Trump yönetiminin politika değişiklikleri ön çatışmalar ve peşrevler şeklinde baş göstermeye devam ediyor. Kırılgan ekonomiye sahip olan bizlerin çilesi artıyor. Bu gelişmelere karşılık henüz herhangi bir uygulama başlatılmayan Avrupa’da da tedirginlik var. ABD her an Avrupa’ya karşı da önlem açıklayabilir. ABD ekonomisinin büyüklüğü göz önüne alındığında, her türlü sonucu emebilecektir. Ancak halk bundan hoşlanmayabilir. Bizim açımızdan, daha büyük endişe, gelişmekte olan piyasalar üzerindeki etkidir. Her şeye rağmen kazanımlarımızı etkiler ve çarşı pazardaki fiyatları tutamayız. Şuna da inanıyorum. Amerikan devletinin takati bu yapılanlara uzun süre dayanamayacaktır. Türkiye’yi yönetenlerde buna güveniyor. Ya da hissediyor.

MAKİNE ŞİMDİLİK ELİNDE

 Dolar basma makinesi şimdilik ABD’nin elinde doğal olarak bulunuyor.

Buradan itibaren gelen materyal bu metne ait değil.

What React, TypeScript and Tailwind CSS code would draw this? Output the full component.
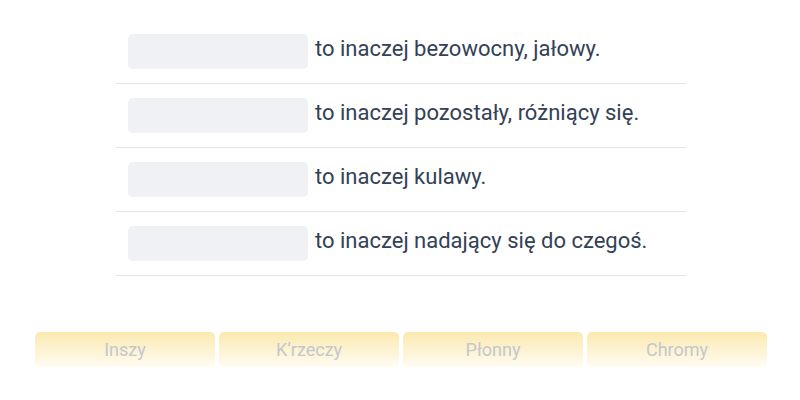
const rows = [
  "to inaczej bezowocny, jałowy.",
  "to inaczej pozostały, różniący się.",
  "to inaczej kulawy.",
  "to inaczej nadający się do czegoś.",
];

const options = ["Inszy", "K’rzeczy", "Płonny", "Chromy"];

export default function App() {
  return (
    <div className="w-[800px] h-[400px] bg-white font-['Roboto',sans-serif] overflow-hidden">
      <div className="w-[570px] ml-[116px] pt-[20px]">
        {rows.map((text) => (
          <div key={text} className="flex items-center h-[64px] px-3 border-b border-[#e1e3e6]">
            <div className="w-[180px] h-[35px] rounded-[5px] bg-[#f0f1f5] shrink-0" />
            <span className="ml-[7px] text-[22px] text-[#334155] leading-none -mt-[6px]">{text}</span>
          </div>
        ))}
      </div>
      <div className="flex gap-1 ml-[35px] mt-[56px]">
        {options.map((o) => (
          <div
            key={o}
            className="w-[180px] h-[35px] rounded-[5px] bg-gradient-to-b from-[#fbe9ae] to-[#fffcf2] flex items-center justify-center text-[18px] text-[#c4c7cd]"
          >
            {o}
          </div>
        ))}
      </div>
    </div>
  );
}
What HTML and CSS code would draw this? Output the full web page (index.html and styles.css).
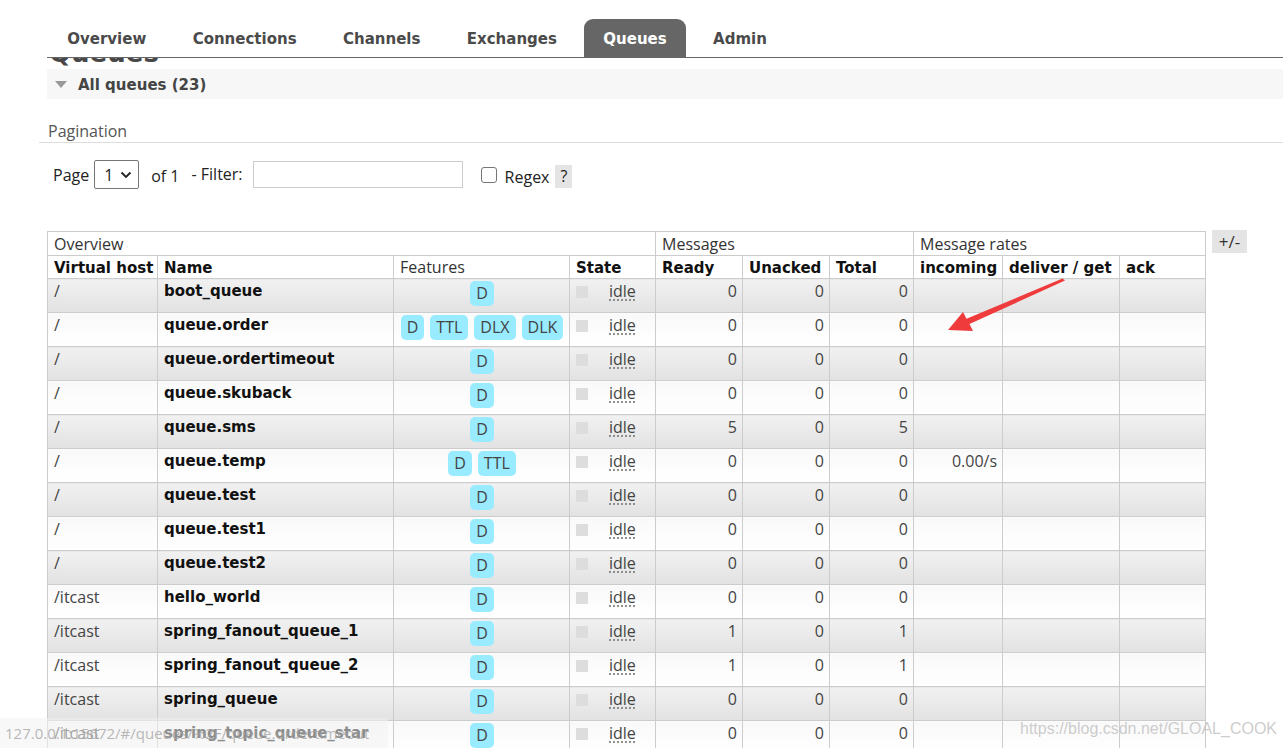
FILE: index.html
```html
<!DOCTYPE html>
<html>
<head>
<meta charset="utf-8">
<title>Queues</title>
<link rel="stylesheet" href="styles.css">
</head>
<body>
<div class="nav">
  <ul class="tabs">
    <li class="tab">Overview</li>
    <li class="tab">Connections</li>
    <li class="tab">Channels</li>
    <li class="tab">Exchanges</li>
    <li class="tab active">Queues</li>
    <li class="tab">Admin</li>
  </ul>
</div>
<div class="title-clip"><h1 class="title">Queues</h1></div>
<div class="section-bar"><span class="tri"></span><span class="section-title">All queues (23)</span></div>
<div class="pag-head">Pagination</div>
<div class="pag-row">
  <span class="lbl-page">Page</span>
  <span class="select"><span>1</span><svg class="chev" width="12" height="8" viewBox="0 0 12 8"><path d="M1.5 1.5 L6 6 L10.5 1.5" fill="none" stroke="#222" stroke-width="1.8"/></svg></span>
  <span class="lbl-of">of 1</span>
  <span class="lbl-filter">- Filter:</span>
  <span class="input"></span>
  <span class="checkbox"></span>
  <span class="lbl-regex">Regex</span>
  <span class="help">?</span>
</div>
<div class="table-wrap">
<table class="queues">
  <colgroup>
    <col class="c-vhost"><col class="c-name"><col class="c-feat"><col class="c-state">
    <col class="c-ready"><col class="c-unacked"><col class="c-total">
    <col class="c-in"><col class="c-deliver"><col class="c-ack">
  </colgroup>
  <thead>
    <tr class="grp">
      <th colspan="4">Overview</th>
      <th colspan="3">Messages</th>
      <th colspan="3">Message rates</th>
    </tr>
    <tr class="cols">
      <th>Virtual host</th><th>Name</th><th class="light">Features</th><th>State</th>
      <th>Ready</th><th>Unacked</th><th>Total</th>
      <th>incoming</th><th>deliver / get</th><th>ack</th>
    </tr>
  </thead>
  <tbody>
    <tr class="odd"><td>/</td><td class="name">boot_queue</td><td class="feat"><span class="badges"><span class="badge">D</span></span></td><td class="state"><span class="sq"></span><span class="idle">idle</span></td><td class="num">0</td><td class="num">0</td><td class="num">0</td><td class="num"></td><td></td><td></td></tr>
    <tr class="even"><td>/</td><td class="name">queue.order</td><td class="feat"><span class="badges"><span class="badge">D</span><span class="badge">TTL</span><span class="badge">DLX</span><span class="badge">DLK</span></span></td><td class="state"><span class="sq"></span><span class="idle">idle</span></td><td class="num">0</td><td class="num">0</td><td class="num">0</td><td class="num"></td><td></td><td></td></tr>
    <tr class="odd"><td>/</td><td class="name">queue.ordertimeout</td><td class="feat"><span class="badges"><span class="badge">D</span></span></td><td class="state"><span class="sq"></span><span class="idle">idle</span></td><td class="num">0</td><td class="num">0</td><td class="num">0</td><td class="num"></td><td></td><td></td></tr>
    <tr class="even"><td>/</td><td class="name">queue.skuback</td><td class="feat"><span class="badges"><span class="badge">D</span></span></td><td class="state"><span class="sq"></span><span class="idle">idle</span></td><td class="num">0</td><td class="num">0</td><td class="num">0</td><td class="num"></td><td></td><td></td></tr>
    <tr class="odd"><td>/</td><td class="name">queue.sms</td><td class="feat"><span class="badges"><span class="badge">D</span></span></td><td class="state"><span class="sq"></span><span class="idle">idle</span></td><td class="num">5</td><td class="num">0</td><td class="num">5</td><td class="num"></td><td></td><td></td></tr>
    <tr class="even"><td>/</td><td class="name">queue.temp</td><td class="feat"><span class="badges"><span class="badge">D</span><span class="badge">TTL</span></span></td><td class="state"><span class="sq"></span><span class="idle">idle</span></td><td class="num">0</td><td class="num">0</td><td class="num">0</td><td class="num">0.00/s</td><td></td><td></td></tr>
    <tr class="odd"><td>/</td><td class="name">queue.test</td><td class="feat"><span class="badges"><span class="badge">D</span></span></td><td class="state"><span class="sq"></span><span class="idle">idle</span></td><td class="num">0</td><td class="num">0</td><td class="num">0</td><td class="num"></td><td></td><td></td></tr>
    <tr class="even"><td>/</td><td class="name">queue.test1</td><td class="feat"><span class="badges"><span class="badge">D</span></span></td><td class="state"><span class="sq"></span><span class="idle">idle</span></td><td class="num">0</td><td class="num">0</td><td class="num">0</td><td class="num"></td><td></td><td></td></tr>
    <tr class="odd"><td>/</td><td class="name">queue.test2</td><td class="feat"><span class="badges"><span class="badge">D</span></span></td><td class="state"><span class="sq"></span><span class="idle">idle</span></td><td class="num">0</td><td class="num">0</td><td class="num">0</td><td class="num"></td><td></td><td></td></tr>
    <tr class="even"><td>/itcast</td><td class="name">hello_world</td><td class="feat"><span class="badges"><span class="badge">D</span></span></td><td class="state"><span class="sq"></span><span class="idle">idle</span></td><td class="num">0</td><td class="num">0</td><td class="num">0</td><td class="num"></td><td></td><td></td></tr>
    <tr class="odd"><td>/itcast</td><td class="name">spring_fanout_queue_1</td><td class="feat"><span class="badges"><span class="badge">D</span></span></td><td class="state"><span class="sq"></span><span class="idle">idle</span></td><td class="num">1</td><td class="num">0</td><td class="num">1</td><td class="num"></td><td></td><td></td></tr>
    <tr class="even"><td>/itcast</td><td class="name">spring_fanout_queue_2</td><td class="feat"><span class="badges"><span class="badge">D</span></span></td><td class="state"><span class="sq"></span><span class="idle">idle</span></td><td class="num">1</td><td class="num">0</td><td class="num">1</td><td class="num"></td><td></td><td></td></tr>
    <tr class="odd"><td>/itcast</td><td class="name">spring_queue</td><td class="feat"><span class="badges"><span class="badge">D</span></span></td><td class="state"><span class="sq"></span><span class="idle">idle</span></td><td class="num">0</td><td class="num">0</td><td class="num">0</td><td class="num"></td><td></td><td></td></tr>
    <tr class="even"><td>/itcast</td><td class="name">spring_topic_queue_star</td><td class="feat"><span class="badges"><span class="badge">D</span></span></td><td class="state"><span class="sq"></span><span class="idle">idle</span></td><td class="num">0</td><td class="num">0</td><td class="num">0</td><td class="num"></td><td></td><td></td></tr>
  </tbody>
</table>
<span class="toggle">+/-</span>
</div>
<svg class="arrow" width="1283" height="748" viewBox="0 0 1283 748">
  <polygon points="948,330 963,312 966.5,318.8 1062.5,278.6 1065,280.6 969.5,323.9 973,331" fill="#ef3b3b"/>
</svg>
<div class="statusbar">127.0.0.1:15672/#/queues/%2F/queue.ordertimeout</div>
<div class="watermark">https://blog.csdn.net/GLOAL_COOK</div>
</body>
</html>
```

FILE: styles.css
```css
html, body {
  margin: 0;
  padding: 0;
  overflow: hidden;
  background: #fff;
}
body {
  font-family: "Open Sans", "Noto Sans", sans-serif;
  font-size: 16px;
  color: #444;
  width: 1283px;
  height: 748px;
  position: relative;
}

/* nav */
.nav {
  margin-left: 47px;
  padding-top: 19px;
  border-bottom: 1px solid #666;
}
.tabs {
  list-style: none;
  margin: 0;
  padding: 0 0 0 1px;
  display: flex;
  gap: 8px;
}
.tab {
  font-family: "DejaVu Sans", Verdana, sans-serif;
  font-weight: bold;
  font-size: 15px;
  color: #4a4a4a;
  height: 38px;
  box-sizing: border-box;
  padding: 2px 19.2px 0;
  line-height: 36px;
  border-radius: 9px 9px 0 0;
}
.tab.active {
  background: #666;
  color: #fff;
}

/* clipped heading */
.title-clip {
  height: 11px;
  overflow: hidden;
  margin-left: 49px;
}
.title {
  margin: -20px 0 0 0;
  font-family: "DejaVu Sans", Verdana, sans-serif;
  font-weight: bold;
  font-size: 26px;
  line-height: 30px;
  color: #484848;
}

.section-bar {
  margin-left: 47px;
  height: 30px;
  background: #f7f7f7;
  display: flex;
  align-items: center;
  padding-left: 8px;
}
.tri {
  width: 0;
  height: 0;
  border-left: 6.5px solid transparent;
  border-right: 6.5px solid transparent;
  border-top: 7px solid #999;
  margin-right: 11px;
}
.section-title {
  font-family: "DejaVu Sans", Verdana, sans-serif;
  font-weight: bold;
  font-size: 15px;
  color: #444;
  padding-top: 1px;
}

/* pagination */
.pag-head {
  margin: 22px 0 0 39px;
  padding: 0 0 1px 9px;
  line-height: 20px;
  color: #555;
  border-bottom: 1px solid #ddd;
}
.pag-row {
  margin: 17px 0 0 53px;
  display: flex;
  align-items: center;
  height: 29px;
  color: #222;
}
.select {
  margin-left: 5px;
  width: 45px;
  height: 29px;
  box-sizing: border-box;
  border: 1px solid #767676;
  border-radius: 2px;
  display: flex;
  align-items: center;
  padding-left: 9px;
  gap: 7px;
}
.chev { display: block; }
.lbl-of { margin-left: 12px; margin-top: 2px; }
.lbl-filter { margin-left: 12px; margin-top: -2px; }
.input {
  margin-left: 10px;
  width: 210px;
  height: 27px;
  box-sizing: border-box;
  border: 1px solid #ccc;
}
.checkbox {
  margin-left: 18px;
  width: 16px;
  height: 16px;
  box-sizing: border-box;
  border: 1px solid #767676;
  border-radius: 3px;
}
.lbl-regex { margin-left: 8px; margin-top: 5px; }
.help {
  margin-left: 6px;
  margin-top: 4px;
  width: 17px;
  height: 23px;
  background: #e4e4e4;
  text-align: center;
  line-height: 23px;
}

/* table */
.table-wrap {
  margin: 42px 0 0 47px;
  display: flex;
  align-items: flex-start;
  gap: 6px;
}
.queues {
  border-collapse: collapse;
  table-layout: fixed;
  width: 1158px;
}
.c-vhost { width: 110px; }
.c-name { width: 236px; }
.c-feat { width: 176px; }
.c-state { width: 86px; }
.c-ready { width: 87px; }
.c-unacked { width: 87px; }
.c-total { width: 84px; }
.c-in { width: 89px; }
.c-deliver { width: 117px; }
.c-ack { width: 86px; }

.queues th, .queues td {
  border: 1px solid #ccc;
  padding: 0 5px 0 6px;
  text-align: left;
  white-space: nowrap;
  overflow: hidden;
}
.queues tr.grp { height: 24px; }
.queues tr.grp th {
  font-weight: normal;
  color: #333;
  line-height: 20px;
}
.queues tr.cols { height: 23px; }
.queues tr.cols th {
  font-family: "DejaVu Sans", Verdana, sans-serif;
  font-weight: bold;
  font-size: 15px;
  color: #111;
  line-height: 20px;
  padding-top: 1px;
}
.queues tr.cols th.light {
  font-family: "Open Sans", "Noto Sans", sans-serif;
  font-size: 16px;
  font-weight: normal;
  color: #333;
  padding-top: 0;
}
.queues tbody tr { height: 34px; }
.queues tbody td {
  vertical-align: top;
  padding-top: 1px;
  line-height: 22px;
  color: #444;
}
.queues tbody tr.odd td {
  background: linear-gradient(#f1f1f1, #e2e2e2);
}
.queues tbody tr.even td {
  background: linear-gradient(#f9f9f9, #ffffff);
}
.queues td.name {
  font-family: "DejaVu Sans", Verdana, sans-serif;
  font-weight: bold;
  font-size: 15px;
  color: #111;
}
.queues td.num { text-align: right; }
.queues td.feat { text-align: center; padding-top: 2px; }
.badges {
  display: inline-flex;
  gap: 6px;
  vertical-align: top;
}
.badge {
  display: inline-block;
  height: 25px;
  line-height: 25px;
  padding: 0 6px;
  min-width: 11px;
  background: #99ebff;
  border-radius: 5px;
  color: #444;
}
.queues td.state {
  padding-top: 1px;
}
.sq {
  display: inline-block;
  width: 12px;
  height: 12px;
  background: #ddd;
  margin: 6px 21px 0 0;
  vertical-align: top;
}
.idle {
  text-decoration: underline dotted #777;
  text-underline-offset: 3px;
  vertical-align: top;
}

.toggle {
  margin-top: -1px;
  width: 35px;
  height: 23px;
  line-height: 23px;
  text-align: center;
  background: #e4e4e4;
  color: #333;
  font-size: 17px;
}

/* overlays */
.arrow {
  position: absolute;
  left: 0;
  top: 0;
  pointer-events: none;
}
.statusbar {
  position: absolute;
  left: 0;
  bottom: 0;
  width: 383px;
  height: 30px;
  line-height: 30px;
  padding-left: 5px;
  background: rgba(242, 242, 242, 0.55);
  color: rgba(160, 160, 160, 0.75);
  font-size: 15px;
  border-top-right-radius: 3px;
}
.watermark {
  position: absolute;
  left: 1020px;
  top: 720px;
  font-family: "Liberation Sans", Arial, sans-serif;
  font-size: 16px;
  color: rgba(195, 195, 195, 0.85);
}
```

Bütün dünya da, kendi parasını ticaret ve ödeme aracı olarak kullanıyor. Her yaptığı ithalat bedavaya geliyor.Kendine karşı tehdide ise askeri gücü ile cevap veriyor. Saddam, Kaddafi bunun için ortadan kaldırıldı. Bu böyle gitmeyecek tabii ki. ABD, 2. Dünya Savaşı’ndan sonra dünyadaki üretimin yüzde 50’sine sahipken 2000’lerde bu üstünlük önce Japonya ve Almanya’ya daha sonra Çin’e geçti. Üretimde üstünlük beraberinde siyasi üstünlüğü de getiriyor.ABD her yıl bütçe açığı vermeye başladı. Vergi gelirleri, giderleri karşılamıyor. Bütçe açığını kapatmak için gelir gerekiyor. Yani vergi toplamak için üretimi artırmaları ya da ithalat yaptıkları ülkelerden yapılan ithalat üzerinden gümrük vergisi almaları gerekiyor. ABD kendini kurtarmak için, yakın duran ülkenin ekonomisini kullanabilir. Nacak, Atlantik sistemi, çevrilemiyor. Mazlum ülkeler güçlenecek. O zaman nefes alacağız. Biraz gayret gerekiyor.